En tant qu’acteur des droits de l’homme, je suis préoccupé par la situation. Je rappelle qu’il est du devoir du gouvernement d’organiser des élections libres et transparentes. Et s’il est vrai que nous sommes en démocratie, il faudrait respecter les principes en donnant les chances égales à tous les compétiteurs. Mais, ce n’est pas ce qui se dessine pour ce processus en cours. Je pense que le gouvernement a intérêt à faire un arrêt sur ce processus, à appeler les acteurs politiques autour de la table pour voir ensemble comment corriger ces graves irrégularités pour obtenir un fichier électoral fiable, plus ou moins consensuel entre toutes les parties prenantes quitte à reporter les élections législatives, achever les élections communales et pourquoi pas cumuler les législatives et la présidentielle après.
Voyez-vous vraiment ce gouvernement renoncer à ce processus électoral en cours?

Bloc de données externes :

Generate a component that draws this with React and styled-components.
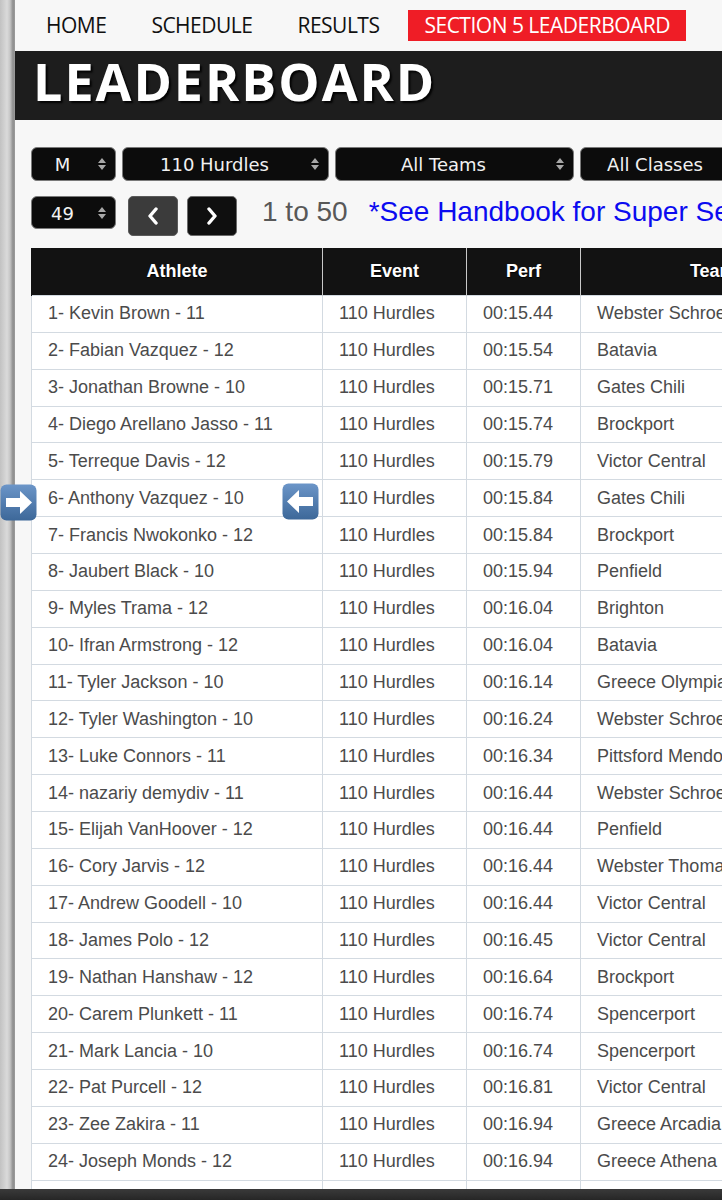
import React from "react";
import styled, { createGlobalStyle } from "styled-components";

const GlobalStyle = createGlobalStyle`
  html, body {
    margin: 0;
    padding: 0;
    overflow: hidden;
    background: #c8c8c8;
  }
  body {
    font-family: "Liberation Sans", Arial, sans-serif;
  }
`;

// cell height without the collapsed 1px border
const ROW_H = 35.87;

const rows = [
  ["1- Kevin Brown - 11", "00:15.44", "Webster Schroeder"],
  ["2- Fabian Vazquez - 12", "00:15.54", "Batavia"],
  ["3- Jonathan Browne - 10", "00:15.71", "Gates Chili"],
  ["4- Diego Arellano Jasso - 11", "00:15.74", "Brockport"],
  ["5- Terreque Davis - 12", "00:15.79", "Victor Central"],
  ["6- Anthony Vazquez - 10", "00:15.84", "Gates Chili"],
  ["7- Francis Nwokonko - 12", "00:15.84", "Brockport"],
  ["8- Jaubert Black - 10", "00:15.94", "Penfield"],
  ["9- Myles Trama - 12", "00:16.04", "Brighton"],
  ["10- Ifran Armstrong - 12", "00:16.04", "Batavia"],
  ["11- Tyler Jackson - 10", "00:16.14", "Greece Olympia"],
  ["12- Tyler Washington - 10", "00:16.24", "Webster Schroeder"],
  ["13- Luke Connors - 11", "00:16.34", "Pittsford Mendon"],
  ["14- nazariy demydiv - 11", "00:16.44", "Webster Schroeder"],
  ["15- Elijah VanHoover - 12", "00:16.44", "Penfield"],
  ["16- Cory Jarvis - 12", "00:16.44", "Webster Thomas"],
  ["17- Andrew Goodell - 10", "00:16.44", "Victor Central"],
  ["18- James Polo - 12", "00:16.45", "Victor Central"],
  ["19- Nathan Hanshaw - 12", "00:16.64", "Brockport"],
  ["20- Carem Plunkett - 11", "00:16.74", "Spencerport"],
  ["21- Mark Lancia - 10", "00:16.74", "Spencerport"],
  ["22- Pat Purcell - 12", "00:16.81", "Victor Central"],
  ["23- Zee Zakira - 11", "00:16.94", "Greece Arcadia"],
  ["24- Joseph Monds - 12", "00:16.94", "Greece Athena"],
  ["25- Noah Rowe - 10", "00:16.94", "Greece Olympia"],
];

// LAYOUT
const Screen = styled.div`
  display: flex;
  width: 722px;
  height: 1200px;
  overflow: hidden;
`;

const Gutter = styled.div`
  flex: 0 0 15px;
  background: linear-gradient(
    to right,
    #c2c2c2 0,
    #dadada 7px,
    #c6c6c6 10px,
    #8e8e8e 13px,
    #9c9c9c 15px
  );
`;

const Page = styled.div`
  flex: 1 1 auto;
  min-width: 0;
  background: #f7f7f7;
`;

// NAV
const Nav = styled.nav`
  display: flex;
  align-items: center;
  gap: 13px;
  height: 51px;
  padding-left: 15px;
`;

const NavItem = styled.a`
  display: block;
  height: 31px;
  line-height: 31px;
  padding: 0 16px;
  font-family: "Open Sans", sans-serif;
  font-size: 21px;
  letter-spacing: -0.5px;
  color: ${(p) => (p.active ? "#ffffff" : "#111111")};
  background: ${(p) => (p.active ? "#ef1d26" : "transparent")};
  text-decoration: none;
`;

const Band = styled.header`
  display: flex;
  align-items: center;
  height: 69px;
  padding: 0 0 9px 18px;
  box-sizing: border-box;
  background: #1d1d1d;
`;

const Title = styled.h1`
  margin: 0;
  font-family: "Open Sans", sans-serif;
  font-weight: 700;
  font-size: 52px;
  line-height: 1;
  letter-spacing: 2px;
  color: #ffffff;
  text-shadow: 2px 2px 2px rgba(0, 0, 0, 0.9);
`;

// CONTROLS
const Controls = styled.div`
  padding: 27px 0 0 16px;
`;

const Row = styled.div`
  display: flex;
  align-items: flex-start;
  gap: ${(p) => p.gap || 6}px;
  margin-top: ${(p) => p.top || 0}px;
  white-space: nowrap;
`;

const Select = styled.div`
  position: relative;
  flex: 0 0 auto;
  width: ${(p) => p.w}px;
  height: ${(p) => p.h || 34}px;
  line-height: ${(p) => p.h || 34}px;
  box-sizing: border-box;
  padding-right: 22px;
  border: 1px solid #7a7a7a;
  border-radius: 6px;
  background: #0c0c0c;
  color: #f2f2f2;
  font-family: "DejaVu Sans", Verdana, sans-serif;
  font-size: 18px;
  text-align: center;
`;

const Arrows = styled.svg`
  position: absolute;
  right: 9px;
  top: 50%;
  margin-top: -6px;
`;

const PageButton = styled.button`
  flex: 0 0 auto;
  display: flex;
  align-items: center;
  justify-content: center;
  width: 50px;
  height: 40px;
  padding: 0;
  border: 1px solid ${(p) => (p.dim ? "#5a5a5a" : "#6a6a6a")};
  border-radius: 5px;
  background: ${(p) => (p.dim ? "#3b3b3b" : "#0f0f0f")};
`;

const Count = styled.span`
  margin-left: ${(p) => p.left}px;
  font-size: 28px;
  line-height: 32px;
  color: ${(p) => p.color};
`;

// TABLE
const TableWrap = styled.div`
  position: relative;
  margin: 12px 0 0 16px;
`;

const Table = styled.table`
  width: 813px;
  table-layout: fixed;
  border-collapse: collapse;
`;

const Th = styled.th`
  height: 47px;
  padding: 0;
  background: #121212;
  color: #ffffff;
  font-size: 18px;
  font-weight: 700;
  text-align: center;
  text-shadow: 0 1px 1px #000;
  border-left: 1px solid #c9c9c9;
  &:first-child {
    border-left-color: #121212;
  }
`;

const Td = styled.td`
  height: ${ROW_H}px;
  padding: 0 16px;
  background: #ffffff;
  color: #4b4b4b;
  font-size: 18px;
  white-space: nowrap;
  overflow: hidden;
  border: 1px solid #d3dae1;
`;

const Marker = styled.svg`
  position: absolute;
  left: ${(p) => p.x}px;
  top: ${(p) => p.y}px;
`;

const BottomBar = styled.div`
  position: fixed;
  left: 0;
  right: 0;
  bottom: 0;
  height: 11px;
  background: linear-gradient(#3a3a3a, #262626);
`;

function UpDown() {
  return (
    <Arrows width="8" height="12" viewBox="0 0 8 12">
      <path d="M0 5 L4 0 L8 5 Z M0 7 L4 12 L8 7 Z" fill="#a8a8a8" />
    </Arrows>
  );
}

function Chevron({ left }) {
  return (
    <svg width="12" height="18" viewBox="0 0 12 18">
      <polyline
        points={left ? "9,2 3,9 9,16" : "3,2 9,9 3,16"}
        fill="none"
        stroke="#ffffff"
        strokeWidth="3.4"
        strokeLinecap="round"
        strokeLinejoin="round"
      />
    </svg>
  );
}

function ArrowEmoji({ x, y, left }) {
  const id = left ? "gl" : "gr";
  return (
    <Marker x={x} y={y} width="37" height="37" viewBox="0 0 37 37">
      <defs>
        <linearGradient id={id} x1="0" y1="0" x2="0" y2="1">
          <stop offset="0" stopColor="#6b95c8" />
          <stop offset="1" stopColor="#3d6899" />
        </linearGradient>
      </defs>
      <rect x="0.5" y="0.5" width="36" height="36" rx="6" fill={`url(#${id})`} />
      <path
        d={
          left
            ? "M31 14 L17 14 L17 7 L5 18.5 L17 30 L17 23 L31 23 Z"
            : "M6 14 L20 14 L20 7 L32 18.5 L20 30 L20 23 L6 23 Z"
        }
        fill="#ffffff"
      />
    </Marker>
  );
}

export default function App() {
  return (
    <>
      <GlobalStyle />
      <Screen>
        <Gutter />
        <Page>
          <Nav>
            <NavItem>HOME</NavItem>
            <NavItem>SCHEDULE</NavItem>
            <NavItem>RESULTS</NavItem>
            <NavItem active>SECTION 5 LEADERBOARD</NavItem>
          </Nav>

          <Band>
            <Title>LEADERBOARD</Title>
          </Band>

          <Controls>
            <Row gap={6}>
              <Select w={85}>
                M<UpDown />
              </Select>
              <Select w={207}>
                110 Hurdles<UpDown />
              </Select>
              <Select w={239}>
                All Teams<UpDown />
              </Select>
              <Select w={172}>
                All Classes<UpDown />
              </Select>
            </Row>

            <Row top={15} gap={9}>
              <Select w={85} h={33}>
                49<UpDown />
              </Select>
              <PageButton dim style={{ marginLeft: 3 }}>
                <Chevron left />
              </PageButton>
              <PageButton>
                <Chevron />
              </PageButton>
              <Count left={16} color="#585858">1 to 50</Count>
              <Count left={12} color="#0b0bf0">
                *See Handbook for Super Sectional Standards
              </Count>
            </Row>
          </Controls>

          <TableWrap>
            <Table>
              <colgroup>
                <col style={{ width: 291 }} />
                <col style={{ width: 144 }} />
                <col style={{ width: 114 }} />
                <col style={{ width: 264 }} />
              </colgroup>
              <thead>
                <tr>
                  <Th>Athlete</Th>
                  <Th>Event</Th>
                  <Th>Perf</Th>
                  <Th>Team</Th>
                </tr>
              </thead>
              <tbody>
                {rows.map(([name, perf, team]) => (
                  <tr key={name}>
                    <Td>{name}</Td>
                    <Td>110 Hurdles</Td>
                    <Td>{perf}</Td>
                    <Td>{team}</Td>
                  </tr>
                ))}
              </tbody>
            </Table>
            <ArrowEmoji x={-31} y={236} />
            <ArrowEmoji x={251} y={235} left />
          </TableWrap>
        </Page>
      </Screen>
      <BottomBar />
    </>
  );
}
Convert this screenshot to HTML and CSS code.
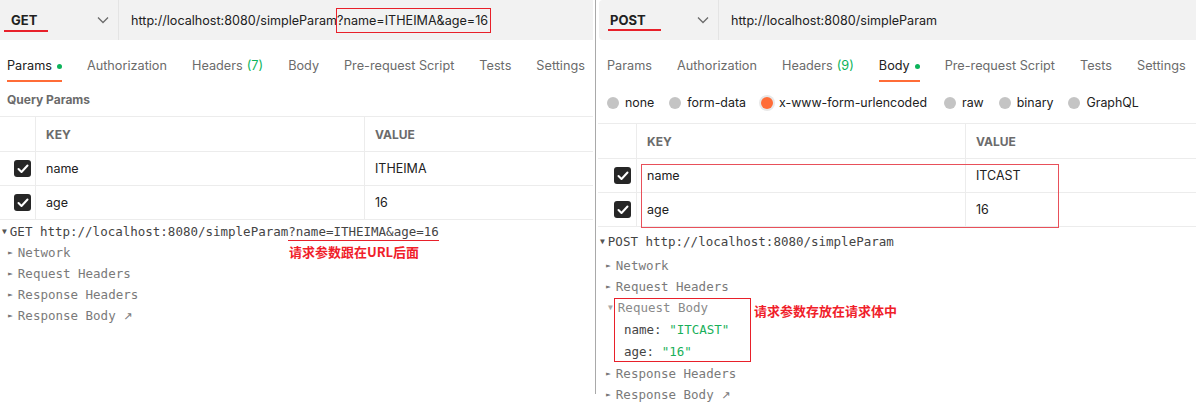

Le gouvernement n’a pas intérêt à s’entêter. Il a plutôt intérêt à arrêter ce processus pour corriger les graves irrégularités afin d’obtenir un fichier consensuel pour aller à un scrutin inclusif, transparent.
Et si le gouvernement s’entêtait qu’elles seraient les conséquences?
Les conséquences seraient énormes. Souvenez-vous quand le régime du feu général Lansana Conté avait voulu vaille que vaille aller au référendum en 2001, on a connu par après les Evènements de janvier-février 2007. Donc, il va y avoir l’impasse sociopolitique et le pays sera fermé parce qu’il y aura un cycle de violences. C’est clair quand l’opposition dit qu’elle n’acceptera pas de s’associer à un processus biaisé et qu’elle empêchera la tenue des élections, il faut s’attendre à un durcissement et une radicalisation de part et d’autre. C’est les affrontements avec toutes les conséquences que nous observons sur le terrain. Vous avez vu des simples manifestations qui font mort d’hommes. On est à plus 120 personnes assassinées et jusqu’à présent, les responsabilités n’ont pas été situées. Donc, si le gouvernement s’entête, il y aura de violences avec toutes les conséquences y afférentes.
Qu’elle est votre réaction après la publication officielle du projet de nouvelle Constitution?
Je demande humblement au président de la République de vouloir garder le sens du combat qu’il a mené comme il le dit souvent qu’il s’est battu 40 ans pour la démocratie, l’état des droit et le respect des droits de l’homme. Je rappelle que le fer de lance de toute démocratie, c’est le principe de l’alternance. Si bien qu’il y a eu beaucoup des violations des droits de l’homme pendant ces 9 dernières années, mais je pense qu’il lui reste encore une porte par laquelle il pourrait sortir avec honneur. C’est de renoncer à son projet conflictogène, organiser des élections libres et transparences et passer la main en 2020. En le faisant, le président pourra garder le sens du combat qu’il a mené.
Le Fndc a déjà annoncé la marche de l’ultimatum ce 26 décembre 2019 tandis que le chef de l’Etat a déclaré à Boké que le gouvernement n’acceptera plus les manifestations. Qu’est-ce que cela vous inspire?
Dans un régime où les citoyens ne sont pas permis de manifester librement sans s’attendre à des représailles, ce régime-là n’est pas démocratique, mais une dictature. La liberté de manifester est consacrée dans les principes et idéaux qui fondent la Charte des Nations unies. L’article 20 de la Déclaration universelle des droits de l’homme consacre la liberté de manifester et mieux la Constitution de notre pays le stipule en son article 10. Souvenez-vous qu’il a fallu l’appel à manifester du Fndc le 14 octobre pour que le gouvernement lève l’interdiction de manifester qui avait été instaurée depuis juillet 2018. Sinon, on se souvient bien de ce message que le ministre de l’Administration du territoire avait envoyé aux administrateurs territoriaux. Cela n’honore pas la démocratie guinéenne. (…) Quand on voit la force de mobilisation du Fndc sur le terrain, je pense que le gouvernement a intérêt à écouter et aller dans le sens du renoncement à ce projet.
Comment décrivez la situation actuelle de notre pays?
Depuis 2007, la Guinée est considérée par les Nations unies comme étant un pays post conflit parce qu’on est dans une situation de non paix et non guerre. C’est ce qui justifie la présence même du Fonds de consolidation de la paix du système des Nations unies qu’on ne voit que, sinon, dans les pays qui sortent de guerre civile. D’ailleurs, c’est le bon moment d’appeler tous les acteurs à œuvrer dans le cadre de l’alerte précoce, la prévention pour ne pas qu’on n’en arrive à l’escalade de la violence. Sinon, la situation est préoccupante, dangereuse et périlleuse.